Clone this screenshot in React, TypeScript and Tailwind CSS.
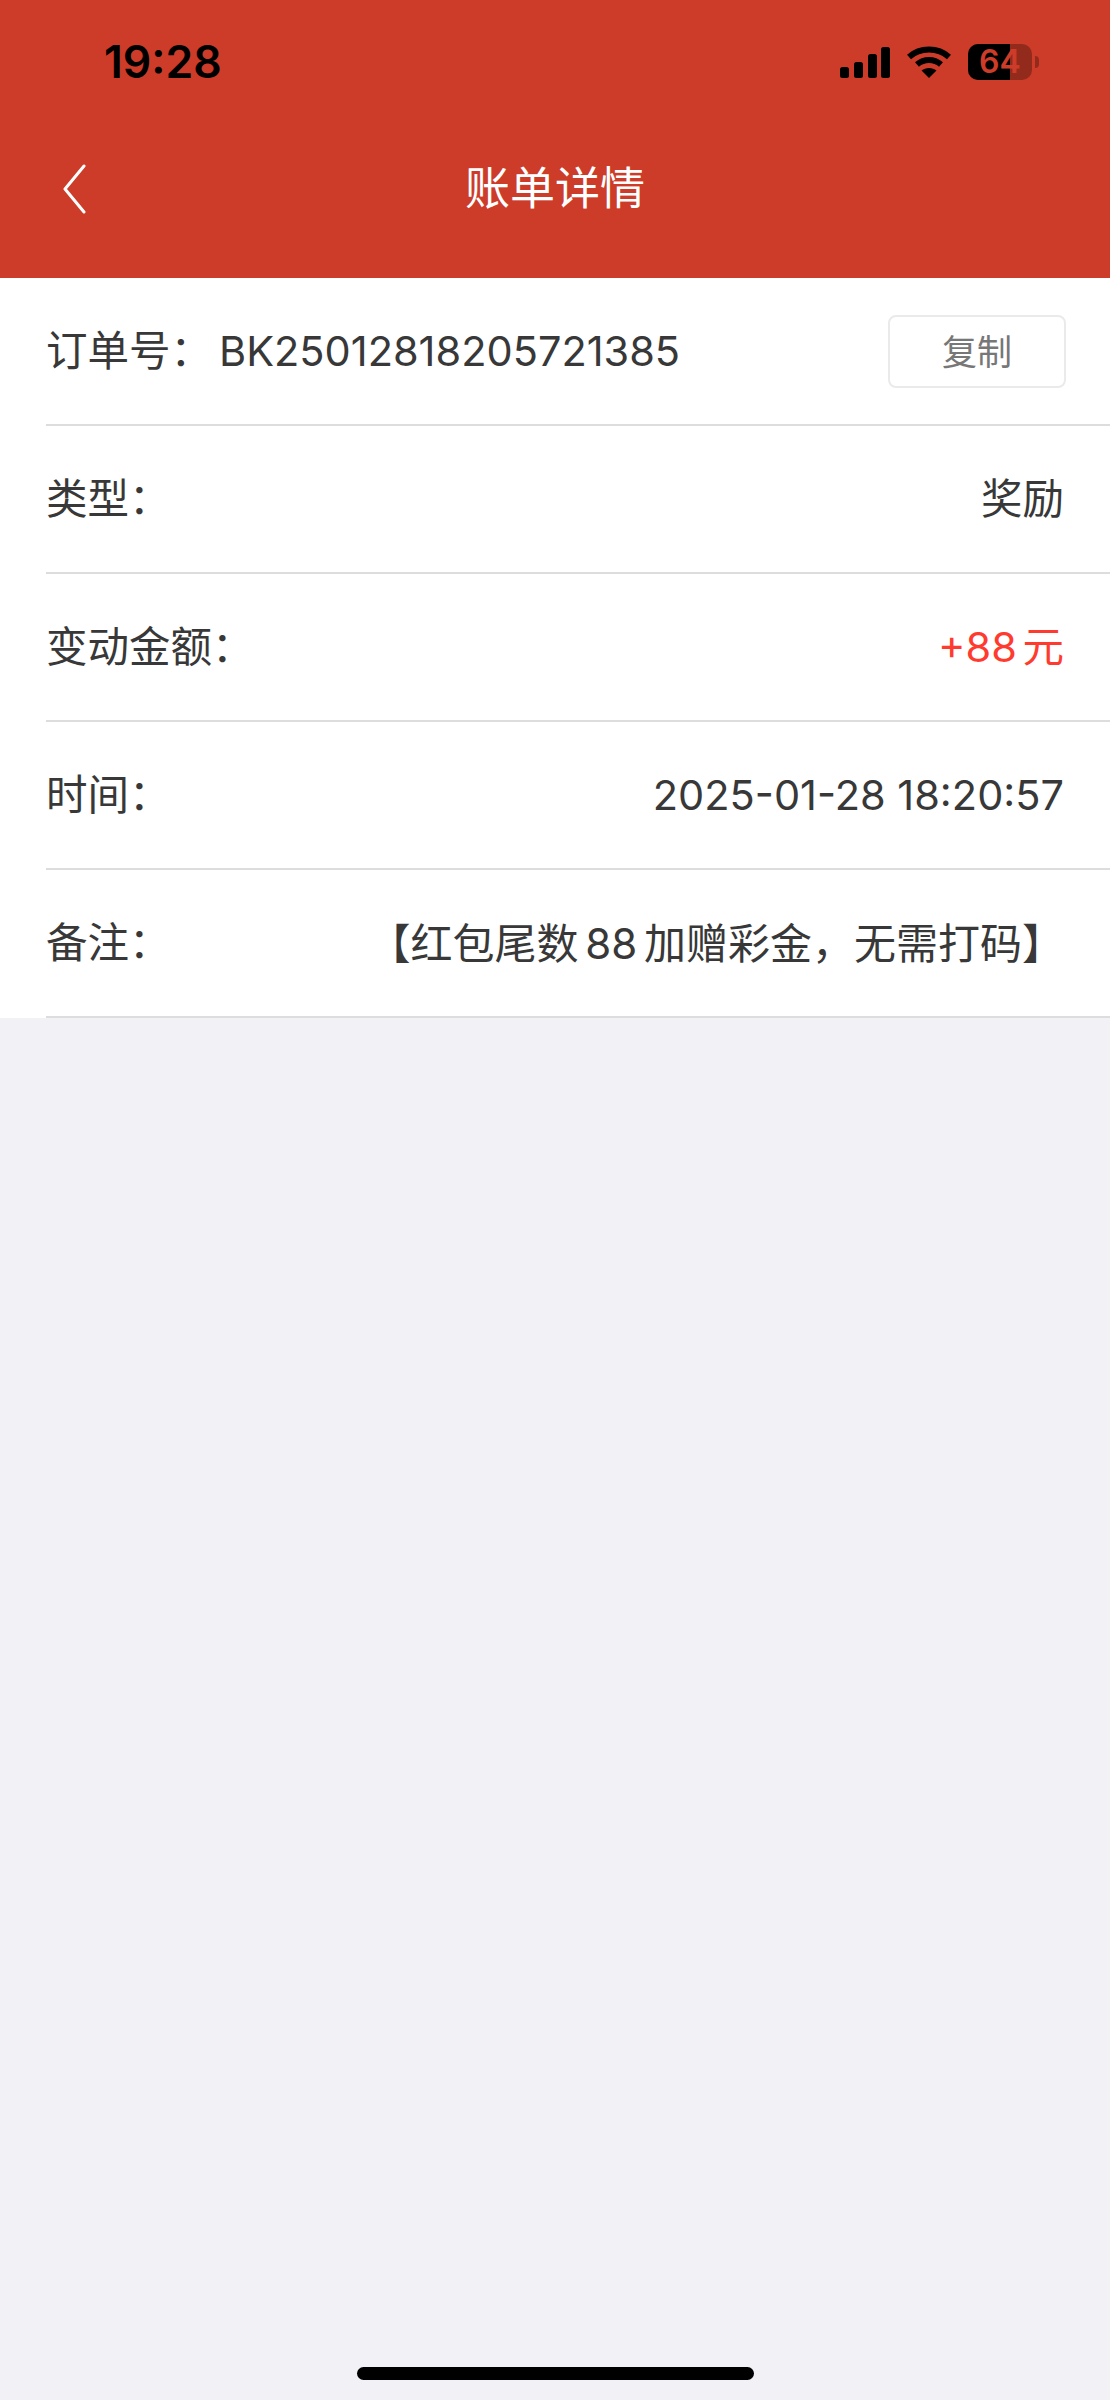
const rows = [
  { label: "类型：", value: "奖励", valueClass: "text-[#383838]" },
  { label: "变动金额：", value: "+88 元", valueClass: "text-[#ff3b30] [word-spacing:-6px]" },
  { label: "时间：", value: "2025-01-28 18:20:57", valueClass: "text-[#383838]" },
  { label: "备注：", value: "【红包尾数 88 加赠彩金，无需打码】", valueClass: "text-[42px] text-[#383838] [word-spacing:-5px]" },
];

function StatusBar() {
  return (
    <div className="flex h-[124px] items-center justify-between pl-[104px] pr-[71px]">
      <span className="font-['Inter','Liberation_Sans',sans-serif] text-[44.5px] leading-none font-semibold text-black">
        19:28
      </span>
      <div className="flex items-center gap-[17px]">
        <svg width="50" height="31" viewBox="0 0 50 31" fill="black">
          <rect x="0" y="20" width="9" height="11" rx="2.5" />
          <rect x="14" y="15" width="9" height="16" rx="2.5" />
          <rect x="28" y="7" width="9" height="24" rx="2.5" />
          <rect x="41" y="0" width="9" height="31" rx="2.5" />
        </svg>
        <svg width="44" height="32" viewBox="0 0 44 32" fill="none" stroke="black" strokeWidth="6">
          <path d="M2 11C13 1 31 1 42 11" />
          <path d="M10 18.5C17 12.5 27 12.5 34 18.5" />
          <path d="M22 32L14.5 24.5C18.5 21 25.5 21 29.5 24.5Z" fill="black" stroke="none" />
        </svg>
        <div className="flex items-center gap-[3px]">
          <div className="relative flex h-[36px] w-[64px] items-center justify-center rounded-[10px] bg-[#922b1c]">
            <div className="absolute inset-y-0 left-0 w-[42px] rounded-l-[10px] bg-black" />
            <span className="relative font-['Inter','Liberation_Sans',sans-serif] text-[32px] leading-none font-semibold text-[#cd3b29]">
              64
            </span>
          </div>
          <div className="h-[12px] w-[4px] rounded-r-full bg-[#922b1c]" />
        </div>
      </div>
    </div>
  );
}

function NavBar() {
  return (
    <div className="relative flex h-[154px] items-start justify-center pt-[33px]">
      <svg className="absolute left-[62px] top-[40px]" width="24" height="50" viewBox="0 0 24 50" fill="none" stroke="white" strokeWidth="3" strokeLinecap="round" strokeLinejoin="round">
        <path d="M22 2L3 25L22 48" />
      </svg>
      <span className="text-[45px] leading-[64px] text-white">账单详情</span>
    </div>
  );
}

export default function App() {
  return (
    <div className="flex h-[2400px] flex-col bg-[#f1f1f6] font-['Inter','Noto_Sans_CJK_SC',sans-serif]">
      <div className="bg-[#cd3b29]">
        <StatusBar />
        <NavBar />
      </div>
      <div className="bg-white pl-[46px] text-[41.5px] leading-none">
        <div className="flex h-[148px] items-center justify-between border-b-2 border-[#dddddd] pr-[44px] text-[#383838]">
          <div className="flex items-center pt-[2px]">
            <span className="w-[173px]">订单号：</span>
            <span>BK25012818205721385</span>
          </div>
          <button className="flex h-[73px] w-[178px] items-center justify-center rounded-[8px] border-2 border-[#eaeaea] pt-[2px] text-[35px] text-[#777777]">
            复制
          </button>
        </div>
        {rows.map((row) => (
          <div
            key={row.label}
            className="flex h-[148px] items-center justify-between border-b-2 border-[#dddddd] pr-[46px] pt-[2px]"
          >
            <span className="text-[#383838]">{row.label}</span>
            <span className={row.valueClass}>{row.value}</span>
          </div>
        ))}
      </div>
      <div className="mt-auto flex justify-center pb-[20px]">
        <div className="h-[13px] w-[397px] rounded-full bg-black" />
      </div>
    </div>
  );
}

----------------

Copy every line of the data word for word, omitting the images.

▶ [Answer to this problem]:
Clone this screenshot in React, TypeScript and Tailwind CSS.
const rows = [
  { label: "类型：", value: "奖励", valueClass: "text-[#383838]" },
  { label: "变动金额：", value: "+88 元", valueClass: "text-[#ff3b30] [word-spacing:-6px]" },
  { label: "时间：", value: "2025-01-28 18:20:57", valueClass: "text-[#383838]" },
  { label: "备注：", value: "【红包尾数 88 加赠彩金，无需打码】", valueClass: "text-[42px] text-[#383838] [word-spacing:-5px]" },
];

function StatusBar() {
  return (
    <div className="flex h-[124px] items-center justify-between pl-[104px] pr-[71px]">
      <span className="font-['Inter','Liberation_Sans',sans-serif] text-[44.5px] leading-none font-semibold text-black">
        19:28
      </span>
      <div className="flex items-center gap-[17px]">
        <svg width="50" height="31" viewBox="0 0 50 31" fill="black">
          <rect x="0" y="20" width="9" height="11" rx="2.5" />
          <rect x="14" y="15" width="9" height="16" rx="2.5" />
          <rect x="28" y="7" width="9" height="24" rx="2.5" />
          <rect x="41" y="0" width="9" height="31" rx="2.5" />
        </svg>
        <svg width="44" height="32" viewBox="0 0 44 32" fill="none" stroke="black" strokeWidth="6">
          <path d="M2 11C13 1 31 1 42 11" />
          <path d="M10 18.5C17 12.5 27 12.5 34 18.5" />
          <path d="M22 32L14.5 24.5C18.5 21 25.5 21 29.5 24.5Z" fill="black" stroke="none" />
        </svg>
        <div className="flex items-center gap-[3px]">
          <div className="relative flex h-[36px] w-[64px] items-center justify-center rounded-[10px] bg-[#922b1c]">
            <div className="absolute inset-y-0 left-0 w-[42px] rounded-l-[10px] bg-black" />
            <span className="relative font-['Inter','Liberation_Sans',sans-serif] text-[32px] leading-none font-semibold text-[#cd3b29]">
              64
            </span>
          </div>
          <div className="h-[12px] w-[4px] rounded-r-full bg-[#922b1c]" />
        </div>
      </div>
    </div>
  );
}

function NavBar() {
  return (
    <div className="relative flex h-[154px] items-start justify-center pt-[33px]">
      <svg className="absolute left-[62px] top-[40px]" width="24" height="50" viewBox="0 0 24 50" fill="none" stroke="white" strokeWidth="3" strokeLinecap="round" strokeLinejoin="round">
        <path d="M22 2L3 25L22 48" />
      </svg>
      <span className="text-[45px] leading-[64px] text-white">账单详情</span>
    </div>
  );
}

export default function App() {
  return (
    <div className="flex h-[2400px] flex-col bg-[#f1f1f6] font-['Inter','Noto_Sans_CJK_SC',sans-serif]">
      <div className="bg-[#cd3b29]">
        <StatusBar />
        <NavBar />
      </div>
      <div className="bg-white pl-[46px] text-[41.5px] leading-none">
        <div className="flex h-[148px] items-center justify-between border-b-2 border-[#dddddd] pr-[44px] text-[#383838]">
          <div className="flex items-center pt-[2px]">
            <span className="w-[173px]">订单号：</span>
            <span>BK25012818205721385</span>
          </div>
          <button className="flex h-[73px] w-[178px] items-center justify-center rounded-[8px] border-2 border-[#eaeaea] pt-[2px] text-[35px] text-[#777777]">
            复制
          </button>
        </div>
        {rows.map((row) => (
          <div
            key={row.label}
            className="flex h-[148px] items-center justify-between border-b-2 border-[#dddddd] pr-[46px] pt-[2px]"
          >
            <span className="text-[#383838]">{row.label}</span>
            <span className={row.valueClass}>{row.value}</span>
          </div>
        ))}
      </div>
      <div className="mt-auto flex justify-center pb-[20px]">
        <div className="h-[13px] w-[397px] rounded-full bg-black" />
      </div>
    </div>
  );
}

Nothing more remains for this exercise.